**YOUR TASK:**
Sort through the data and copy the lines holding the word "that".

━━━ ENTRIES PROVIDED ━━━

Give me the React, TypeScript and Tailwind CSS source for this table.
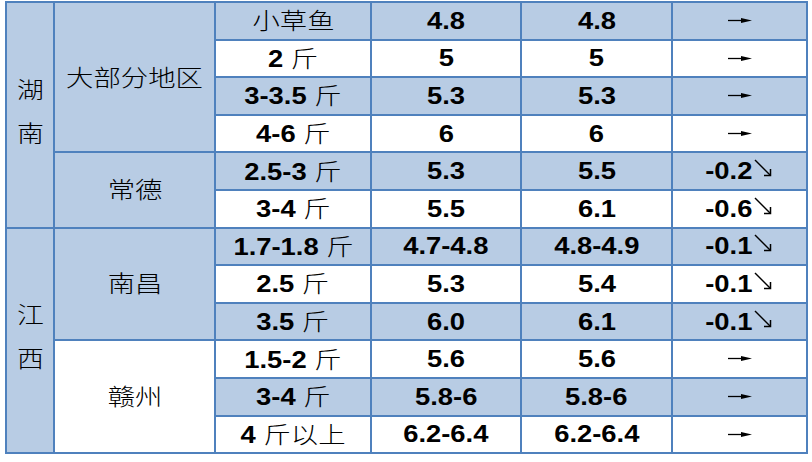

━━━
━━━ ENTRIES PROVIDED ━━━

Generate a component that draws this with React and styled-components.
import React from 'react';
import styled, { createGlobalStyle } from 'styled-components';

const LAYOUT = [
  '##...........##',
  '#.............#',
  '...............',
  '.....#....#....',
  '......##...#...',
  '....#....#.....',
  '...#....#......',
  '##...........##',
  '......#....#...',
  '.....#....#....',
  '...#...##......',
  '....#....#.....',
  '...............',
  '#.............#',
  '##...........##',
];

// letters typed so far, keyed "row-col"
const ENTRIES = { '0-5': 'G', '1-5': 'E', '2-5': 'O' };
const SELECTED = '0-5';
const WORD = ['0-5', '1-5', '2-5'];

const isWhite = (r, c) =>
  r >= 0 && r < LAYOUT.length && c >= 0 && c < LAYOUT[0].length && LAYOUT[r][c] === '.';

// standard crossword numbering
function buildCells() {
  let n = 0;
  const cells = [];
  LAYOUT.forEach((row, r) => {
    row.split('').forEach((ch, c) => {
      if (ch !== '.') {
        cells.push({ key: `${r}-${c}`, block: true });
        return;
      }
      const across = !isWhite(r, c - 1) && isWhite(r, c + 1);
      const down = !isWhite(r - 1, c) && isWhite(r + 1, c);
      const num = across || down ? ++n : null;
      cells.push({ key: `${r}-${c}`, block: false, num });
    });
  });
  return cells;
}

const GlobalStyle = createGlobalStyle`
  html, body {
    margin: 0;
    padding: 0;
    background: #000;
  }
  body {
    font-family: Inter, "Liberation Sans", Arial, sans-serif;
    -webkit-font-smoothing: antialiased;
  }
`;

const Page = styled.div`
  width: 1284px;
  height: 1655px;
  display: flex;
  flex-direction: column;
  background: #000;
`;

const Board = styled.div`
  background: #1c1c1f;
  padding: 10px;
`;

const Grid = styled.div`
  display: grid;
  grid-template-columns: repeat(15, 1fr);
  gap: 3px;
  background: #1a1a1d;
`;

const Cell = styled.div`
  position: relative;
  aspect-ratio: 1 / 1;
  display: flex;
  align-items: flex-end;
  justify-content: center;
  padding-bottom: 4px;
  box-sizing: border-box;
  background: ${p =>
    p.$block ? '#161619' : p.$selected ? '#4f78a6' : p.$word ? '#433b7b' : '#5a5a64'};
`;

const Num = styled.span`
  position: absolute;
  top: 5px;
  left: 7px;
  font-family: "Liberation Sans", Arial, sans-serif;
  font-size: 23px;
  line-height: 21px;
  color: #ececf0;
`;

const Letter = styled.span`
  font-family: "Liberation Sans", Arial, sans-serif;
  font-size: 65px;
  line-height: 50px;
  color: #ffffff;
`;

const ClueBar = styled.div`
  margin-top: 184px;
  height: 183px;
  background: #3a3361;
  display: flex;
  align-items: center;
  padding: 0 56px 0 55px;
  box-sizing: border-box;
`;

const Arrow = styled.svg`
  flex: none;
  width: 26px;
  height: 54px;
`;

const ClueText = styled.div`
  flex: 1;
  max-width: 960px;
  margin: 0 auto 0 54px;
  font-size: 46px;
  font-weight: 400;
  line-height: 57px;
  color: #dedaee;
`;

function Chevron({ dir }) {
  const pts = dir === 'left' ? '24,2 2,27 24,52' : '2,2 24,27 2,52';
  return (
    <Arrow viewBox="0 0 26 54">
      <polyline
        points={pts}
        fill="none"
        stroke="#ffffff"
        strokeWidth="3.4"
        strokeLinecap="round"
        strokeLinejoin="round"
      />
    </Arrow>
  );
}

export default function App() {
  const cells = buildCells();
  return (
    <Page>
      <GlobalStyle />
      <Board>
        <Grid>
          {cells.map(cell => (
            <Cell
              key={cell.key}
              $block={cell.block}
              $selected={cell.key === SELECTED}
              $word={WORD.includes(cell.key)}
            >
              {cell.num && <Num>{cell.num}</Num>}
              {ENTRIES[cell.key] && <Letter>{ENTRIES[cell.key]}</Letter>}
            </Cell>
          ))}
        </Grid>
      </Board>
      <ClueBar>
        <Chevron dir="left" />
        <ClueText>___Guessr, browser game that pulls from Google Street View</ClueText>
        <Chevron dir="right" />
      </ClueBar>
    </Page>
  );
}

━━━

**REPLY:**
Generate a component that draws this with React and styled-components.
        <ClueText>___Guessr, browser game that pulls from Google Street View</ClueText>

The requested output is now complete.